Repeat exactly the lines from the start through the line with "ExternalLink, File, Zap", both ends included.

(Records with interface code)
[start]

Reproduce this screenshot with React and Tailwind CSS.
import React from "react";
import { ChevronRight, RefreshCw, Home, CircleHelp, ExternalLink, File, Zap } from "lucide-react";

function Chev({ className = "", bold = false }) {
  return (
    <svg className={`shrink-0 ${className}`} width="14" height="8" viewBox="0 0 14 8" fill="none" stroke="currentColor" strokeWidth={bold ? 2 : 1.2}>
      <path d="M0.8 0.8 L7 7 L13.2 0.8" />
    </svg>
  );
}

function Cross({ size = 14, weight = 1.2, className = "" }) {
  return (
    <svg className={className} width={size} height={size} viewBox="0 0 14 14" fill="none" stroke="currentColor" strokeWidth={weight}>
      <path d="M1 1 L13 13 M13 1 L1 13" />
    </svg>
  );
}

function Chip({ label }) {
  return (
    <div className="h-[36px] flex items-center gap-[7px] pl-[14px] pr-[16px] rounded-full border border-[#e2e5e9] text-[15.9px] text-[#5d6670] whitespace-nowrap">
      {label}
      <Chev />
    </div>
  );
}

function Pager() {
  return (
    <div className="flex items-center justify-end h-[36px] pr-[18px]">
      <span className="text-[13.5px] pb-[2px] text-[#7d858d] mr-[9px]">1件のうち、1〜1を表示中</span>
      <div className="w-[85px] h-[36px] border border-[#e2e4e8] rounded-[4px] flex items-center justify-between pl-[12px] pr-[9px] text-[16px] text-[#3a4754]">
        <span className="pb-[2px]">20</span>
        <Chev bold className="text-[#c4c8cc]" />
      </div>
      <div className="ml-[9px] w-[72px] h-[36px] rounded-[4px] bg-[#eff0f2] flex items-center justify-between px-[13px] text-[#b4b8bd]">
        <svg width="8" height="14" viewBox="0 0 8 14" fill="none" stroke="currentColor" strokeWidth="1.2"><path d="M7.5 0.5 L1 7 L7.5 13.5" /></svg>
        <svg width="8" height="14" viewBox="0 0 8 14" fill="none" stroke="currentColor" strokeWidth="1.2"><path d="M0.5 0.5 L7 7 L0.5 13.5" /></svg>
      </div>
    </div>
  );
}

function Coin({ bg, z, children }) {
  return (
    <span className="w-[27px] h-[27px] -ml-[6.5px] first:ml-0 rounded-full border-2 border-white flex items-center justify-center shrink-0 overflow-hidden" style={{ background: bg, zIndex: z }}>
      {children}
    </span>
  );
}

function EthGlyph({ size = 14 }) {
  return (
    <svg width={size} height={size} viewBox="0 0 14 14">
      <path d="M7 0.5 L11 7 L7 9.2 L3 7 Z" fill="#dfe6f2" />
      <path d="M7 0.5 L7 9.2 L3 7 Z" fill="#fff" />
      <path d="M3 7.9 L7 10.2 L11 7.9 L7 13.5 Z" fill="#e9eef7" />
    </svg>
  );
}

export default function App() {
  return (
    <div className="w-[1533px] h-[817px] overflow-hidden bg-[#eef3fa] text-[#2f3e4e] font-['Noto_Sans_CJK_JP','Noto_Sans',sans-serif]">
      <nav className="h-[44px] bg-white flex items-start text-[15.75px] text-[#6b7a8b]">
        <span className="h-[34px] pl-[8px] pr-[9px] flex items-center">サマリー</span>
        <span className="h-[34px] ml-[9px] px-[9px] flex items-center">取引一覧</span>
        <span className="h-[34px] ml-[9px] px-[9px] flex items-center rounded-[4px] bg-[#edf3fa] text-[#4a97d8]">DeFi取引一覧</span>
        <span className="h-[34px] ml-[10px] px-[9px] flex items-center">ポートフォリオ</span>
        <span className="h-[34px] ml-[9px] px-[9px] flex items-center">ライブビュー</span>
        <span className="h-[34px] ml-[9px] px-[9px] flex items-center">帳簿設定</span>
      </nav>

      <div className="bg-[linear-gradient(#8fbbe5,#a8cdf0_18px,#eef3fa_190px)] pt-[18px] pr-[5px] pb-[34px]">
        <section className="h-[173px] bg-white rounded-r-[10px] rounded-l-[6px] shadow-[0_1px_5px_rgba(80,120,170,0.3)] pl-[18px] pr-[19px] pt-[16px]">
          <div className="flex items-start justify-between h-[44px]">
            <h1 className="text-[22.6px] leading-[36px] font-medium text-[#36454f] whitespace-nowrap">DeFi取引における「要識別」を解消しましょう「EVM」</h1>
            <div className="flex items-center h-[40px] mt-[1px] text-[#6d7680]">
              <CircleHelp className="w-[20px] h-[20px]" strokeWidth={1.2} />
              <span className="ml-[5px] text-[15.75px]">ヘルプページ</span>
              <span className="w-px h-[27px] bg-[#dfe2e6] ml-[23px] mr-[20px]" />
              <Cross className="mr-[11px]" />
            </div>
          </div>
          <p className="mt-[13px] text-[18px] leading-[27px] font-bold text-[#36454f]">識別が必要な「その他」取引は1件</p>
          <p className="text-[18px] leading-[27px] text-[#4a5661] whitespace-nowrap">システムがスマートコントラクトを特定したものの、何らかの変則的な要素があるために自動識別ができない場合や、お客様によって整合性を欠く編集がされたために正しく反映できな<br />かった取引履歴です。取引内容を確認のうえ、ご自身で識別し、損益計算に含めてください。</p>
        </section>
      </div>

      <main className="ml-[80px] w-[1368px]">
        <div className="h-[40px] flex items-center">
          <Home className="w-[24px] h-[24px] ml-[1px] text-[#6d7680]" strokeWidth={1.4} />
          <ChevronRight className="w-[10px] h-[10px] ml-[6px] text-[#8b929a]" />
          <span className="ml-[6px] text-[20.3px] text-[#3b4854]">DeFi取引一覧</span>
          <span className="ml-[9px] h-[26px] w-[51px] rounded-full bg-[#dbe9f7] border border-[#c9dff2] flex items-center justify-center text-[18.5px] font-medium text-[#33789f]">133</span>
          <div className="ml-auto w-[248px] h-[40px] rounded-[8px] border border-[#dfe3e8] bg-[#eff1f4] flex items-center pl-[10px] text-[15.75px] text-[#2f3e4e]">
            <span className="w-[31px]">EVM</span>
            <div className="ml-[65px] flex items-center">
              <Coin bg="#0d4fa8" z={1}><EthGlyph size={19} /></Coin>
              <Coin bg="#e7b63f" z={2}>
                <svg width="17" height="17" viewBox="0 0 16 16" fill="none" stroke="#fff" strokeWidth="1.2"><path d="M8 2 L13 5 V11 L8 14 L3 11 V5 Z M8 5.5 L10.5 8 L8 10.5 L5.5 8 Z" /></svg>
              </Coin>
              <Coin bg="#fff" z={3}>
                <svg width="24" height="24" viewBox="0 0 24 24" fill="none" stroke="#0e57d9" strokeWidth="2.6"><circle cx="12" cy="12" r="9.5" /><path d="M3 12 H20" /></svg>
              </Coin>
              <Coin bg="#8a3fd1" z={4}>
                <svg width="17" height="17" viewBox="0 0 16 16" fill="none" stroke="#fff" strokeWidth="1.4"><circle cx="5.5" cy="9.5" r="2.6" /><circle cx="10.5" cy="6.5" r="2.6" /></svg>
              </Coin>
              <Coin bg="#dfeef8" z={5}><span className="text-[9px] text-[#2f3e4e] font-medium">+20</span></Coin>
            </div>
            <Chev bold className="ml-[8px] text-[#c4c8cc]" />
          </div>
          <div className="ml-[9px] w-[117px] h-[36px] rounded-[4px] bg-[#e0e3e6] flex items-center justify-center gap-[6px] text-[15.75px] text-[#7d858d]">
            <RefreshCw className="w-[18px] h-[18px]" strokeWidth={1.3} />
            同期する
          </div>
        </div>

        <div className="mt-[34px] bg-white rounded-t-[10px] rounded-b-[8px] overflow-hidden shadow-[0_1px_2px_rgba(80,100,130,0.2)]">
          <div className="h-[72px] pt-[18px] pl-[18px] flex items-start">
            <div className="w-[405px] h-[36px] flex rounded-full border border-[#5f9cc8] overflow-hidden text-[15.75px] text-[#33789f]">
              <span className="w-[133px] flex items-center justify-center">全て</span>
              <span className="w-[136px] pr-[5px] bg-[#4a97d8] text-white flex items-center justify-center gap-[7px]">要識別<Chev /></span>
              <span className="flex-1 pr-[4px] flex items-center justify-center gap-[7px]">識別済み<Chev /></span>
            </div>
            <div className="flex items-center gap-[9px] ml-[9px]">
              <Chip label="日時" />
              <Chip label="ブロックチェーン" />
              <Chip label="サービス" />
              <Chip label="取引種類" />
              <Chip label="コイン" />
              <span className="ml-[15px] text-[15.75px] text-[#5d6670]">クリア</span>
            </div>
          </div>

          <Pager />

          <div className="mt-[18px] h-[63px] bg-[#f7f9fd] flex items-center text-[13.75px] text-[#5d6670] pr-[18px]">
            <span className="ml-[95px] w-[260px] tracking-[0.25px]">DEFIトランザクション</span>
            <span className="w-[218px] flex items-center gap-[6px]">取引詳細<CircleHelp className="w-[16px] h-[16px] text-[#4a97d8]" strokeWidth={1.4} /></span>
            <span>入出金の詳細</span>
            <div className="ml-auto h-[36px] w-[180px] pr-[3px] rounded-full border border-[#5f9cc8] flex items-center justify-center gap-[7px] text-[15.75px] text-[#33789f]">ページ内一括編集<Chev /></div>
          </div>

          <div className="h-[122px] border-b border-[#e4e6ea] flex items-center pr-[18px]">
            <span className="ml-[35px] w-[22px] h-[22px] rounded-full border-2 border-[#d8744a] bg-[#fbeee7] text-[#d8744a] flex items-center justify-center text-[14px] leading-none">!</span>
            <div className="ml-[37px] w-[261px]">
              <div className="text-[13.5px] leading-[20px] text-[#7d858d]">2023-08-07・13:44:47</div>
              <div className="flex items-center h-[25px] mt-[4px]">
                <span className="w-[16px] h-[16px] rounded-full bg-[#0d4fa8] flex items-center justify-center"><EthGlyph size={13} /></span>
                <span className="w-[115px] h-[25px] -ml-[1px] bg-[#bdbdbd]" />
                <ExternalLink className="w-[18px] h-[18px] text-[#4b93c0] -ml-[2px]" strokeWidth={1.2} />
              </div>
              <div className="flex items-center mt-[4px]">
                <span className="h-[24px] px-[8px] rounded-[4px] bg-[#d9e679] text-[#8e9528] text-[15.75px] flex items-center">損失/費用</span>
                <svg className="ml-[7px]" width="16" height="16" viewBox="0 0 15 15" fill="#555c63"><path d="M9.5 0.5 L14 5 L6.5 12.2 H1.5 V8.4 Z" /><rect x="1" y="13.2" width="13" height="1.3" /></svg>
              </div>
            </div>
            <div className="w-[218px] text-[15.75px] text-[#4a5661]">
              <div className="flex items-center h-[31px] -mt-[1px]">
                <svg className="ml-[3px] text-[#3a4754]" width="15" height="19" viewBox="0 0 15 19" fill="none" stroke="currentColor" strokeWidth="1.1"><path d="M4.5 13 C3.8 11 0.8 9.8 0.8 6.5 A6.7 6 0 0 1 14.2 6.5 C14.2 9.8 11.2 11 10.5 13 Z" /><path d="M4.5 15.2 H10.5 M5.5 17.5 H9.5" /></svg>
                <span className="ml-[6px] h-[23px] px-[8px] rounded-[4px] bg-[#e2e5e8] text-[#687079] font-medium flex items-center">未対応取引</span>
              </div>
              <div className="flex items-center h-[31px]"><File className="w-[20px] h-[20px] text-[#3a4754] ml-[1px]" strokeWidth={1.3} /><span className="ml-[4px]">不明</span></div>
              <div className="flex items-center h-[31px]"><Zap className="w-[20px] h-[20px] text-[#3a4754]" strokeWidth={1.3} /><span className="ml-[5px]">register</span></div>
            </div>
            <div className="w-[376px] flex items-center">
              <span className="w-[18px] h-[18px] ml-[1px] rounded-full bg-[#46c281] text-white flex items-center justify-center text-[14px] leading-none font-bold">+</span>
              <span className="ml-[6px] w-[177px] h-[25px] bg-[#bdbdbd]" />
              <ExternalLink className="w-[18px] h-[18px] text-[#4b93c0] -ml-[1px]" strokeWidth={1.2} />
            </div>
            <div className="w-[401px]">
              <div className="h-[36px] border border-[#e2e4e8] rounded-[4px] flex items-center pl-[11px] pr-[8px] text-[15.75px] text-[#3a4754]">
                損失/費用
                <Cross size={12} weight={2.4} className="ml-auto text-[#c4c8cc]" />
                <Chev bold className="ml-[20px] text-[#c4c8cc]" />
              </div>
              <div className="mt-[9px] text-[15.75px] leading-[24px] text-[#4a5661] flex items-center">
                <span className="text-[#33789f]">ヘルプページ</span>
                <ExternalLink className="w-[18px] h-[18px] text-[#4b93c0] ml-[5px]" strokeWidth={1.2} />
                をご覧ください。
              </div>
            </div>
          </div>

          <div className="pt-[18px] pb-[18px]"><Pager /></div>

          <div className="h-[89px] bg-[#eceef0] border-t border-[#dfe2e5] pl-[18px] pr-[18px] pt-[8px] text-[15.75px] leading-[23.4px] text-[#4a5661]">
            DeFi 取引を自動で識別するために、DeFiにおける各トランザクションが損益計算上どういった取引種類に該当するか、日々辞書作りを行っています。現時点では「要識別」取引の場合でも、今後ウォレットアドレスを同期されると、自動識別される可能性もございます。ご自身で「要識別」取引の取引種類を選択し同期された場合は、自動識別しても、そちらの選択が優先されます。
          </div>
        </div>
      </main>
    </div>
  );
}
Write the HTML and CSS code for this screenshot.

[end]

- [Solution to the problem]
Reproduce this screenshot with React and Tailwind CSS.
import React from "react";
import { ChevronRight, RefreshCw, Home, CircleHelp, ExternalLink, File, Zap } from "lucide-react";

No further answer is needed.